Despite Making it to the List, Why Malala Has a Problem With TIME Magazine Ranking
Despite Making it to the List, Why Malala Has a Problem With TIME Magazine Ranking
Malala was on the cover and inside she was ranked number 15. President Barack Obama was 51st.

New Delhi: When Malala Yousafzai came to know that she was on the cover of TIME Magazine's 100 Most Influential People list in 2013, it hardly impressed her as she told her father, "I do not believe in such categorisation of human beings".

Her father Ziauddin Yousafzai talks about this interesting fact in his new book "Let Her Fly: A Father's Journey and the Fight for Equality". Malala was on the cover and inside she was ranked number 15. President Barack Obama was 51st.

A driver named Shahid Hussain in Britain showed a copy of the magazine on his phone to Ziauddin who in turn showed it to his daughter.

While Malala was in the hospital, first full-time, then visiting for ongoing treatment, (wife Toor) Pekai and I needed somebody to drive us to and from the facility.
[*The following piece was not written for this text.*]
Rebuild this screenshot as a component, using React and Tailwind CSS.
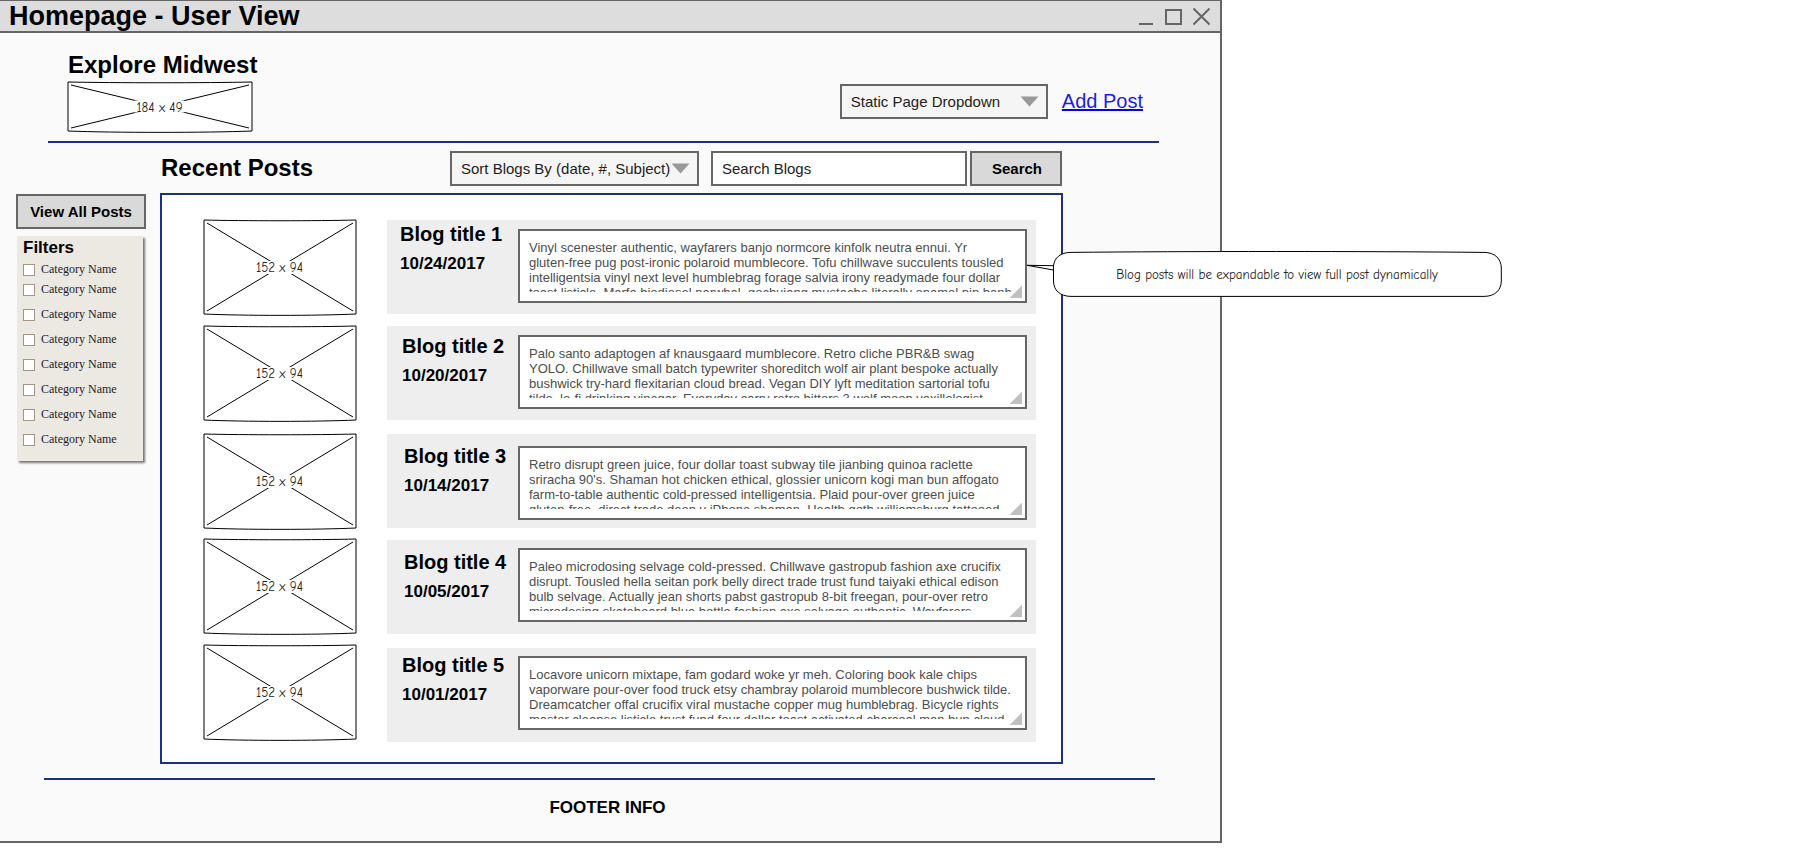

One day, our driver, Shahid Hussain, who had become our friend, arrived with news of TIME magazine's 2013 list of the 100 most influential people in the world, Ziauddin writes.

Please I request you show this report to her. She will be so happy, Hussain told Ziauddin. He gave his mobile phone to show her. Ziauddin took the phone and showed it to Malala.

I was so proud of what was on the screen. She took the phone from me and studied it. And then she put it down. Well,' she said, I do not believe in such categorisation of human beings', he writes in the book published by WH Allen.

For over 20 years, Ziauddin has been fighting for equality, first for Malala and then for all girls throughout the world living in patriarchal societies.

Taught as a young boy in Pakistan to believe that he was inherently better than his sisters, Ziauddin rebelled against inequality at a young age. And when he had a daughter himself he vowed that Malala would have an education, something usually only given to boys and he founded a school that she could attend.

Then in 2012, Malala was shot for standing up to the Taliban by continuing to go to her father's school and Ziauddin almost lost the very person for whom his fight for equality began.

Let Her Fly is Ziauddin's journey from a stammering boy growing up in a tiny village high in the mountains of Pakistan, through to being an activist for equality and the father of the youngest ever recipient of the Nobel Peace Prize and now one of the most influential and inspiring young women on the planet.

Told through intimate portraits of each of Ziauddin's closest relationships - as a son to a traditional father; as a father to Malala and her brothers, educated and growing up in the West; as a husband to a wife finally learning to read and write; as a brother to five sisters still living in the patriarchy the book looks at what it means to love, to have courage and fight for what is inherently right.